Impor teknologi dan pengetahuan modern dari luar merupakan suatu
keharusan. Sekarang banyak tenaga ahli Barat dan Jepang yang
dipekerjakan di sana. Didapatkannya minyak merupakan penghasil
devisa yang bisa ditukar dengan teknologi modern. Para teknokrat
Cina sendiri mulai lebih dihargai dan mendapat fasilitas serta
gaji relatip tinggi sebagai perangsang. Pemuda atau mahasiswa
yang punya prestasi menonjol dididik secara khusus. Demikian
pula sistirn ekonomi mulai diliberalkan. Kabar-kabar dari
daratan Cina mengatakan bahwa tak lama lagi akan muncul
usaha-usaha bisnis semi-pribadi untuk melancarkan produksi dan
distribu si benda-benda. Tentu saja belum sebebas di
negara-negara kapitalis. Namun, ini merupakan suatu pembaharuan
yang monumental.
Bagaimana dengan Maoisme sendiri? Dulu, Pikiran Mao Tse-tung
selain dianggap sebagai titik tolak teoritis, juga dianggap
sebagai pegangan praktis untuk melakukan revolusi di segala
bidang -- ideologi maupun hal-hal yang lebih kongkrit. Melihat
kepada perkembangan sekarang, kita cenderung untuk mengatakan
bahwa Maoisme tidak lagi dianggap sebagai petunjuk praktis. Ia
hanya akan dipandang sebagai ideologi murni belaka.

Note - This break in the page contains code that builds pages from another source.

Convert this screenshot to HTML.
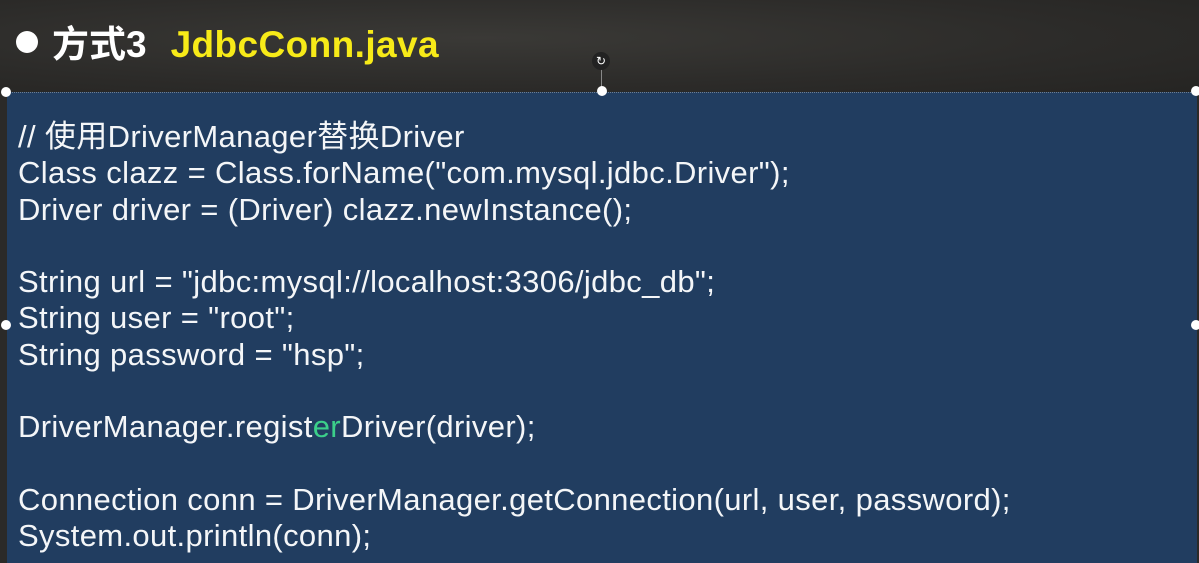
<!DOCTYPE html>
<html><head><meta charset="utf-8"><style>
html,body{margin:0;padding:0;}
body{width:1199px;height:555px;overflow:hidden;position:relative;background:#2b2a28;font-family:"Liberation Sans","Noto Sans CJK SC",sans-serif;}
.bg{position:absolute;left:0;top:0;width:1199px;height:95px;background:radial-gradient(ellipse at 40% 40%,#3a3936 0%,#2c2b29 60%,#252422 100%);}
.title{position:absolute;left:16px;top:14px;font-size:37px;font-weight:bold;color:#fff;white-space:nowrap;}
.title .dot{display:inline-block;width:22px;height:22px;border-radius:50%;background:#fff;margin-right:14px;vertical-align:4px;}
.title .y{color:#f7ea18;margin-left:24px;letter-spacing:0.4px;}
.box{position:absolute;left:7px;top:92px;width:1190px;height:470px;background:#213d60;border-top:1px dotted #6d7e92;}
.code{position:absolute;left:18px;top:119px;font-size:31px;line-height:36.3px;color:#f4f6f8;white-space:pre;letter-spacing:0.35px;}
.h{position:absolute;width:10px;height:10px;border-radius:50%;background:#fff;}
</style></head><body>
<div class="bg"></div>
<div class="title"><span class="dot"></span>方式3<span class="y">JdbcConn.java</span></div>
<div class="box"></div>
<div style="position:absolute;left:601px;top:68px;width:1px;height:22px;background:#888"></div>
<div style="position:absolute;left:592px;top:52px;width:18px;height:18px;border-radius:50%;background:#222;color:#fff;font-size:12px;text-align:center;line-height:18px;">↻</div>
<div class="h" style="left:1px;top:87px"></div>
<div class="h" style="left:597px;top:86px"></div>
<div class="h" style="left:1191px;top:86px"></div>
<div class="h" style="left:1px;top:320px"></div>
<div class="h" style="left:1191px;top:320px"></div>
<div class="code">// 使用DriverManager替换Driver
Class clazz = Class.forName("com.mysql.jdbc.Driver");
Driver driver = (Driver) clazz.newInstance();

String url = "jdbc:mysql://localhost:3306/jdbc_db";
String user = "root";
String password = "hsp";

DriverManager.regist<span style="color:#3ccf8a">er</span>Driver(driver);

Connection conn = DriverManager.getConnection(url, user, password);
System.out.println(conn);</div>
</body></html>
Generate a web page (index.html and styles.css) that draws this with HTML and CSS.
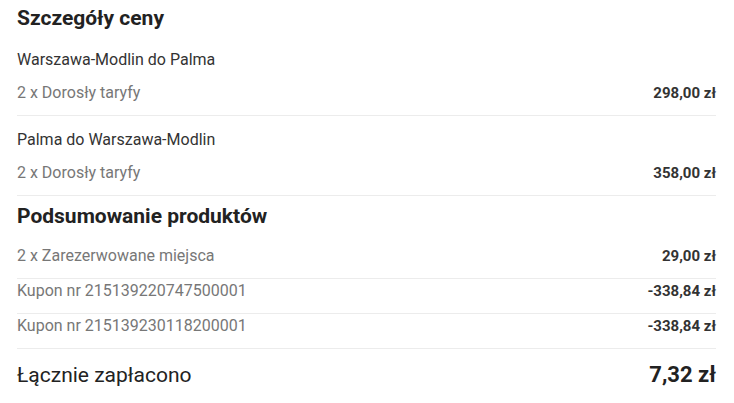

Di masa lalu, untuk mencegah timbulnya "kelas borjuis baru" dan
kebangkitan kembali kapitalisme di Cina, Mao Tsetung punya
senjata yang namanya "garis massa". Dengan ajaran itu Mao mau
agar semua pemimpin dari yang terendah sampai yang tertinggi
harus berorientasi kepada massa, mengetahui apa yang diingini
massa dan membuat keputusan-keputusan yang sesuai dengan apa
yang diingini rakyat banyak.
Sekarang soalnya apakah pengalaman Rusia yang dimulai oleh
Stalin akan terulang kembali di Cina? Atau apakah Hua Kuo-feng
dan kawan-kawan sudah punya "obat penawar" untuk menjauhkan
"ekses-ekses pembangunan dan modernisasi" itu? Barangkali
jawabnya baru akan didapat dalam waktu 20 tahun mendatang,
menjelang tahun 2000. Karena menurut rencana, Cina akan jadi
negara modern di ambang abad ke-21 namti.